Records with interface code
•••
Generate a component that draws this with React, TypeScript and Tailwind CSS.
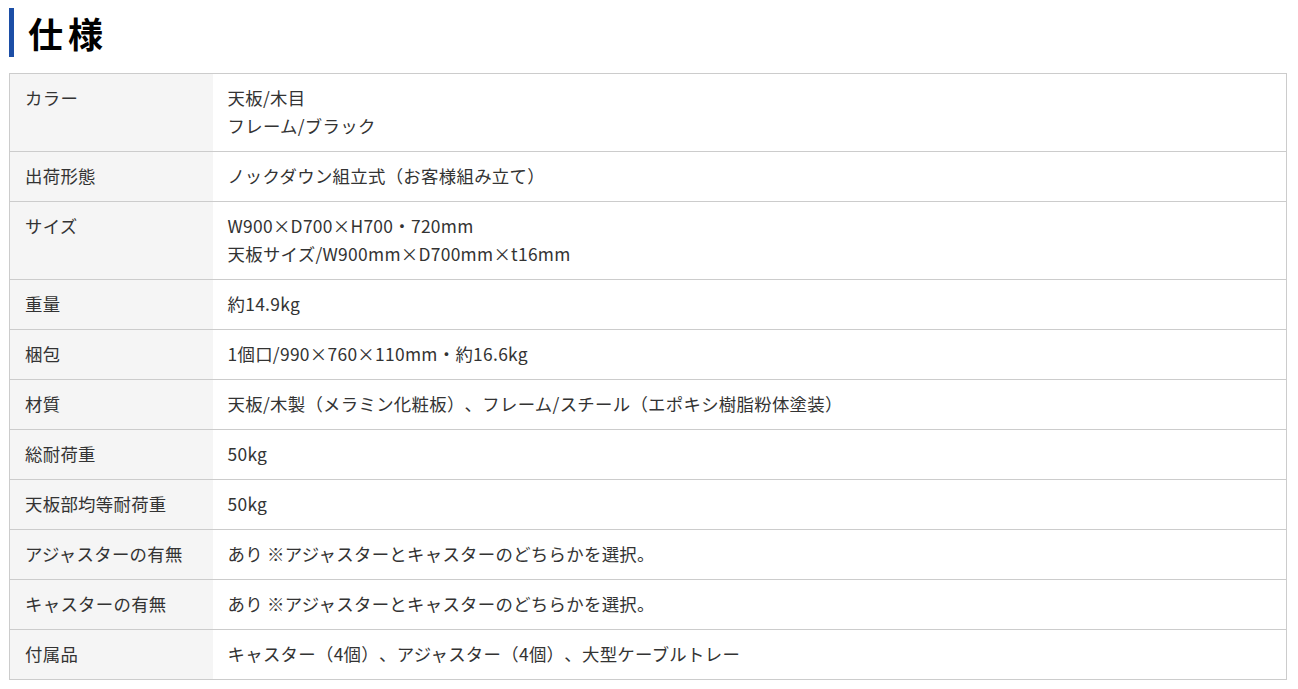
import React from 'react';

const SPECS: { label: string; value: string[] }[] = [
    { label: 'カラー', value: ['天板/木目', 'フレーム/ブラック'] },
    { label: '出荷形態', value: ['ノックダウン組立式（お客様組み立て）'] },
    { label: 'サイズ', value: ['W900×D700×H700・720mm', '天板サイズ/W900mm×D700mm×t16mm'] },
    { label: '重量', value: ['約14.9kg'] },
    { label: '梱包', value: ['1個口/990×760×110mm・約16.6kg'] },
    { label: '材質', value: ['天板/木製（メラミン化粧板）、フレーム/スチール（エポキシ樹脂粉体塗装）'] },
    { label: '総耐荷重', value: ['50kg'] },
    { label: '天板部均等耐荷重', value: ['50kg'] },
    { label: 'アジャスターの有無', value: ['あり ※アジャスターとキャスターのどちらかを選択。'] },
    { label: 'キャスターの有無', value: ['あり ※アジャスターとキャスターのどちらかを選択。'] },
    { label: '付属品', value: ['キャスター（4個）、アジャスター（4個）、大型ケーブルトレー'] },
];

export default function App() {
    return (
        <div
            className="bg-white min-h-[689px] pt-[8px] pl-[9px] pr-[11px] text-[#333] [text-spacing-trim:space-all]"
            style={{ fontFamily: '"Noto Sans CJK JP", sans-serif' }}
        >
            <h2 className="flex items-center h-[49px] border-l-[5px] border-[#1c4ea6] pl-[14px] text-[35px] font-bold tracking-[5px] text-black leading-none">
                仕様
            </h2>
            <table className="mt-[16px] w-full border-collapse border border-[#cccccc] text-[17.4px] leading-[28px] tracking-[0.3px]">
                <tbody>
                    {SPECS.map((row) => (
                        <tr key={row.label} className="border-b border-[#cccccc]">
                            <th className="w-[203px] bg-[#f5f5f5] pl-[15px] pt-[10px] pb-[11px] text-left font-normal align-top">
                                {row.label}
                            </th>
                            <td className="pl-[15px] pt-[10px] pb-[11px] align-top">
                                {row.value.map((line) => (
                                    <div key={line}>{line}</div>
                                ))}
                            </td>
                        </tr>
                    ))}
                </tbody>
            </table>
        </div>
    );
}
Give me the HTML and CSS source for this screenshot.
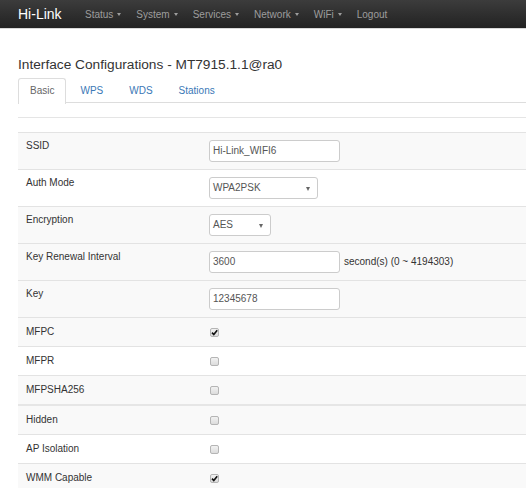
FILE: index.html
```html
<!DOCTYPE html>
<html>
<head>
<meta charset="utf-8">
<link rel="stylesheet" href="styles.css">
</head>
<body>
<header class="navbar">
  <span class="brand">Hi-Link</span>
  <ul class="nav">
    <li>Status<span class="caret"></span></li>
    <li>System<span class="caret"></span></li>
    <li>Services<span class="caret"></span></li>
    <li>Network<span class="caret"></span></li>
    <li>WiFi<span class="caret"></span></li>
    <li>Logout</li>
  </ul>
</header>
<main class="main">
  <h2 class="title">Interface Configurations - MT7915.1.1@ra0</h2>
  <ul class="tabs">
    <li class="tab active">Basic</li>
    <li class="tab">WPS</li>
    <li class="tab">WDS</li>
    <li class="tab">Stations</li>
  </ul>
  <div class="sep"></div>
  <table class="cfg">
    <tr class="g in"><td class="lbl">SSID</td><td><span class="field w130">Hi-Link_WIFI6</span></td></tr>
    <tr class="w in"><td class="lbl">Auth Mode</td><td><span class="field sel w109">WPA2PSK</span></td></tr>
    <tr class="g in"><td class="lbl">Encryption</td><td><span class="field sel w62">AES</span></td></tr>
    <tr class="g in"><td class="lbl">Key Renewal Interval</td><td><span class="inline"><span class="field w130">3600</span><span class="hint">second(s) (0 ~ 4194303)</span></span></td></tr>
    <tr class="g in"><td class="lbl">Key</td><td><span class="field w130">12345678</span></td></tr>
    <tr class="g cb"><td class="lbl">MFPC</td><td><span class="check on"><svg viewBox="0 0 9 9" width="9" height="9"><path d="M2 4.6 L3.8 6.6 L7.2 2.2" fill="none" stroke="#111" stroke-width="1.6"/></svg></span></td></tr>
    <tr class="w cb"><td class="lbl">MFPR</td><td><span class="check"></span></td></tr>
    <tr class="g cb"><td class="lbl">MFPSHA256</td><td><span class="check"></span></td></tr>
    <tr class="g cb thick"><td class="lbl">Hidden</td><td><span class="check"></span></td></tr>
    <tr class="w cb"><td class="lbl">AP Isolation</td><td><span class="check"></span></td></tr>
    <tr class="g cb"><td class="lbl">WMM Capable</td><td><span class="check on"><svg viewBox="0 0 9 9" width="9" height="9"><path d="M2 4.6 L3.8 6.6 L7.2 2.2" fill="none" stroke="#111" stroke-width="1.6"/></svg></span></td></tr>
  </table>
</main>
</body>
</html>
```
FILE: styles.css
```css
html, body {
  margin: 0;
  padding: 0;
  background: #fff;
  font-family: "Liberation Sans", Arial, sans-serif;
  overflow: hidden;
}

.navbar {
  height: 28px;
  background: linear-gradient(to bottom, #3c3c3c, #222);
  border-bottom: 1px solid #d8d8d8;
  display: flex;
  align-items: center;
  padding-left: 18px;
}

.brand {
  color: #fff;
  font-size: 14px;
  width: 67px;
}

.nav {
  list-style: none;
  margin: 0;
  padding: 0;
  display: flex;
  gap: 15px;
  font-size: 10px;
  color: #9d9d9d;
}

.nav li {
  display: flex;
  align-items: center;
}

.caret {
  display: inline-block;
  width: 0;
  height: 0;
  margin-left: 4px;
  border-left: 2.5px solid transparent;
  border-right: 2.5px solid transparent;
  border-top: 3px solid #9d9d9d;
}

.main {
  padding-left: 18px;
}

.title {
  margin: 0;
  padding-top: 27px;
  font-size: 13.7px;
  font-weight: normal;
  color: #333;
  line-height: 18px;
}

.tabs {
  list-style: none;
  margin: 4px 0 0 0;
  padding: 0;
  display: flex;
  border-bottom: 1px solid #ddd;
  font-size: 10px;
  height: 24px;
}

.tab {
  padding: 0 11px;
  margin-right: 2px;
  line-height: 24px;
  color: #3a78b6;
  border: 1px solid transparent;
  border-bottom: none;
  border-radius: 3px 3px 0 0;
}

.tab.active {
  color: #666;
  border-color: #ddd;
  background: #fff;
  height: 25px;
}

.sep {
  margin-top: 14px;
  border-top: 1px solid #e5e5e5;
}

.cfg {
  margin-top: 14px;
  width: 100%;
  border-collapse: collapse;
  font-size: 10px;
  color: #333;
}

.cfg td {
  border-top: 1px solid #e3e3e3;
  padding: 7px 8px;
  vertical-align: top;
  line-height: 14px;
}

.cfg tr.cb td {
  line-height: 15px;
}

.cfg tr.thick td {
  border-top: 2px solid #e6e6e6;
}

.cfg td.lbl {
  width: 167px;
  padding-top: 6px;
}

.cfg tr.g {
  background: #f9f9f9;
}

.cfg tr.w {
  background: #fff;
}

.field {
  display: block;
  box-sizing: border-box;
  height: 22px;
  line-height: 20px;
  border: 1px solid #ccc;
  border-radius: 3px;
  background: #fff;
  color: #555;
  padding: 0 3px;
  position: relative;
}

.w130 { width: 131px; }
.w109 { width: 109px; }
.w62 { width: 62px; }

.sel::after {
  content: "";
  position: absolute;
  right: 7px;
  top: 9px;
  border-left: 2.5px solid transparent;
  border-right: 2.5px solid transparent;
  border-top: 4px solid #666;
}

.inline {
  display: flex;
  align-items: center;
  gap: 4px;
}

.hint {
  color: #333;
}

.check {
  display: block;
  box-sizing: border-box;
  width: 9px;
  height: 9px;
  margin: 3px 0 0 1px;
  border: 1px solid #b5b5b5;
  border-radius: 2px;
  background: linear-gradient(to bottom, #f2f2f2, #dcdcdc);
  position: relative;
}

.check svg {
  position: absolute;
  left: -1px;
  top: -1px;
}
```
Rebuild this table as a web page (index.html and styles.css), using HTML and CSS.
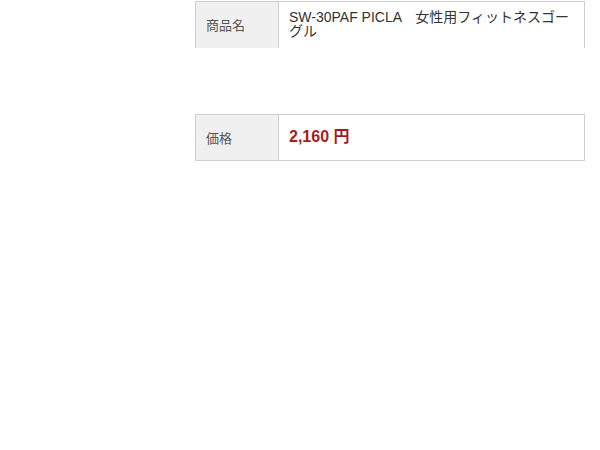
•••
## Short task
From the material above, copy everything exactly but the pictures.

## Complete response
Generate a component that draws this with React, TypeScript and Tailwind CSS.
import React from 'react';

const SPECS: { label: string; value: string[] }[] = [
    { label: 'カラー', value: ['天板/木目', 'フレーム/ブラック'] },
    { label: '出荷形態', value: ['ノックダウン組立式（お客様組み立て）'] },
    { label: 'サイズ', value: ['W900×D700×H700・720mm', '天板サイズ/W900mm×D700mm×t16mm'] },
    { label: '重量', value: ['約14.9kg'] },
    { label: '梱包', value: ['1個口/990×760×110mm・約16.6kg'] },
    { label: '材質', value: ['天板/木製（メラミン化粧板）、フレーム/スチール（エポキシ樹脂粉体塗装）'] },
    { label: '総耐荷重', value: ['50kg'] },
    { label: '天板部均等耐荷重', value: ['50kg'] },
    { label: 'アジャスターの有無', value: ['あり ※アジャスターとキャスターのどちらかを選択。'] },
    { label: 'キャスターの有無', value: ['あり ※アジャスターとキャスターのどちらかを選択。'] },
    { label: '付属品', value: ['キャスター（4個）、アジャスター（4個）、大型ケーブルトレー'] },
];

export default function App() {
    return (
        <div
            className="bg-white min-h-[689px] pt-[8px] pl-[9px] pr-[11px] text-[#333] [text-spacing-trim:space-all]"
            style={{ fontFamily: '"Noto Sans CJK JP", sans-serif' }}
        >
            <h2 className="flex items-center h-[49px] border-l-[5px] border-[#1c4ea6] pl-[14px] text-[35px] font-bold tracking-[5px] text-black leading-none">
                仕様
            </h2>
            <table className="mt-[16px] w-full border-collapse border border-[#cccccc] text-[17.4px] leading-[28px] tracking-[0.3px]">
                <tbody>
                    {SPECS.map((row) => (
                        <tr key={row.label} className="border-b border-[#cccccc]">
                            <th className="w-[203px] bg-[#f5f5f5] pl-[15px] pt-[10px] pb-[11px] text-left font-normal align-top">
                                {row.label}
                            </th>
                            <td className="pl-[15px] pt-[10px] pb-[11px] align-top">
                                {row.value.map((line) => (
                                    <div key={line}>{line}</div>
                                ))}
                            </td>
                        </tr>
                    ))}
                </tbody>
            </table>
        </div>
    );
}
Give me the HTML and CSS source for this screenshot.
FILE: index.html
```html
<!DOCTYPE html>
<html>
<head>
<meta charset="utf-8">
<link rel="stylesheet" href="styles.css">
</head>
<body>
<header class="navbar">
  <span class="brand">Hi-Link</span>
  <ul class="nav">
    <li>Status<span class="caret"></span></li>
    <li>System<span class="caret"></span></li>
    <li>Services<span class="caret"></span></li>
    <li>Network<span class="caret"></span></li>
    <li>WiFi<span class="caret"></span></li>
    <li>Logout</li>
  </ul>
</header>
<main class="main">
  <h2 class="title">Interface Configurations - MT7915.1.1@ra0</h2>
  <ul class="tabs">
    <li class="tab active">Basic</li>
    <li class="tab">WPS</li>
    <li class="tab">WDS</li>
    <li class="tab">Stations</li>
  </ul>
  <div class="sep"></div>
  <table class="cfg">
    <tr class="g in"><td class="lbl">SSID</td><td><span class="field w130">Hi-Link_WIFI6</span></td></tr>
    <tr class="w in"><td class="lbl">Auth Mode</td><td><span class="field sel w109">WPA2PSK</span></td></tr>
    <tr class="g in"><td class="lbl">Encryption</td><td><span class="field sel w62">AES</span></td></tr>
    <tr class="g in"><td class="lbl">Key Renewal Interval</td><td><span class="inline"><span class="field w130">3600</span><span class="hint">second(s) (0 ~ 4194303)</span></span></td></tr>
    <tr class="g in"><td class="lbl">Key</td><td><span class="field w130">12345678</span></td></tr>
    <tr class="g cb"><td class="lbl">MFPC</td><td><span class="check on"><svg viewBox="0 0 9 9" width="9" height="9"><path d="M2 4.6 L3.8 6.6 L7.2 2.2" fill="none" stroke="#111" stroke-width="1.6"/></svg></span></td></tr>
    <tr class="w cb"><td class="lbl">MFPR</td><td><span class="check"></span></td></tr>
    <tr class="g cb"><td class="lbl">MFPSHA256</td><td><span class="check"></span></td></tr>
    <tr class="g cb thick"><td class="lbl">Hidden</td><td><span class="check"></span></td></tr>
    <tr class="w cb"><td class="lbl">AP Isolation</td><td><span class="check"></span></td></tr>
    <tr class="g cb"><td class="lbl">WMM Capable</td><td><span class="check on"><svg viewBox="0 0 9 9" width="9" height="9"><path d="M2 4.6 L3.8 6.6 L7.2 2.2" fill="none" stroke="#111" stroke-width="1.6"/></svg></span></td></tr>
  </table>
</main>
</body>
</html>
```
FILE: styles.css
```css
html, body {
  margin: 0;
  padding: 0;
  background: #fff;
  font-family: "Liberation Sans", Arial, sans-serif;
  overflow: hidden;
}

.navbar {
  height: 28px;
  background: linear-gradient(to bottom, #3c3c3c, #222);
  border-bottom: 1px solid #d8d8d8;
  display: flex;
  align-items: center;
  padding-left: 18px;
}

.brand {
  color: #fff;
  font-size: 14px;
  width: 67px;
}

.nav {
  list-style: none;
  margin: 0;
  padding: 0;
  display: flex;
  gap: 15px;
  font-size: 10px;
  color: #9d9d9d;
}

.nav li {
  display: flex;
  align-items: center;
}

.caret {
  display: inline-block;
  width: 0;
  height: 0;
  margin-left: 4px;
  border-left: 2.5px solid transparent;
  border-right: 2.5px solid transparent;
  border-top: 3px solid #9d9d9d;
}

.main {
  padding-left: 18px;
}

.title {
  margin: 0;
  padding-top: 27px;
  font-size: 13.7px;
  font-weight: normal;
  color: #333;
  line-height: 18px;
}

.tabs {
  list-style: none;
  margin: 4px 0 0 0;
  padding: 0;
  display: flex;
  border-bottom: 1px solid #ddd;
  font-size: 10px;
  height: 24px;
}

.tab {
  padding: 0 11px;
  margin-right: 2px;
  line-height: 24px;
  color: #3a78b6;
  border: 1px solid transparent;
  border-bottom: none;
  border-radius: 3px 3px 0 0;
}

.tab.active {
  color: #666;
  border-color: #ddd;
  background: #fff;
  height: 25px;
}

.sep {
  margin-top: 14px;
  border-top: 1px solid #e5e5e5;
}

.cfg {
  margin-top: 14px;
  width: 100%;
  border-collapse: collapse;
  font-size: 10px;
  color: #333;
}

.cfg td {
  border-top: 1px solid #e3e3e3;
  padding: 7px 8px;
  vertical-align: top;
  line-height: 14px;
}

.cfg tr.cb td {
  line-height: 15px;
}

.cfg tr.thick td {
  border-top: 2px solid #e6e6e6;
}

.cfg td.lbl {
  width: 167px;
  padding-top: 6px;
}

.cfg tr.g {
  background: #f9f9f9;
}

.cfg tr.w {
  background: #fff;
}

.field {
  display: block;
  box-sizing: border-box;
  height: 22px;
  line-height: 20px;
  border: 1px solid #ccc;
  border-radius: 3px;
  background: #fff;
  color: #555;
  padding: 0 3px;
  position: relative;
}

.w130 { width: 131px; }
.w109 { width: 109px; }
.w62 { width: 62px; }

.sel::after {
  content: "";
  position: absolute;
  right: 7px;
  top: 9px;
  border-left: 2.5px solid transparent;
  border-right: 2.5px solid transparent;
  border-top: 4px solid #666;
}

.inline {
  display: flex;
  align-items: center;
  gap: 4px;
}

.hint {
  color: #333;
}

.check {
  display: block;
  box-sizing: border-box;
  width: 9px;
  height: 9px;
  margin: 3px 0 0 1px;
  border: 1px solid #b5b5b5;
  border-radius: 2px;
  background: linear-gradient(to bottom, #f2f2f2, #dcdcdc);
  position: relative;
}

.check svg {
  position: absolute;
  left: -1px;
  top: -1px;
}
```
Rebuild this table as a web page (index.html and styles.css), using HTML and CSS.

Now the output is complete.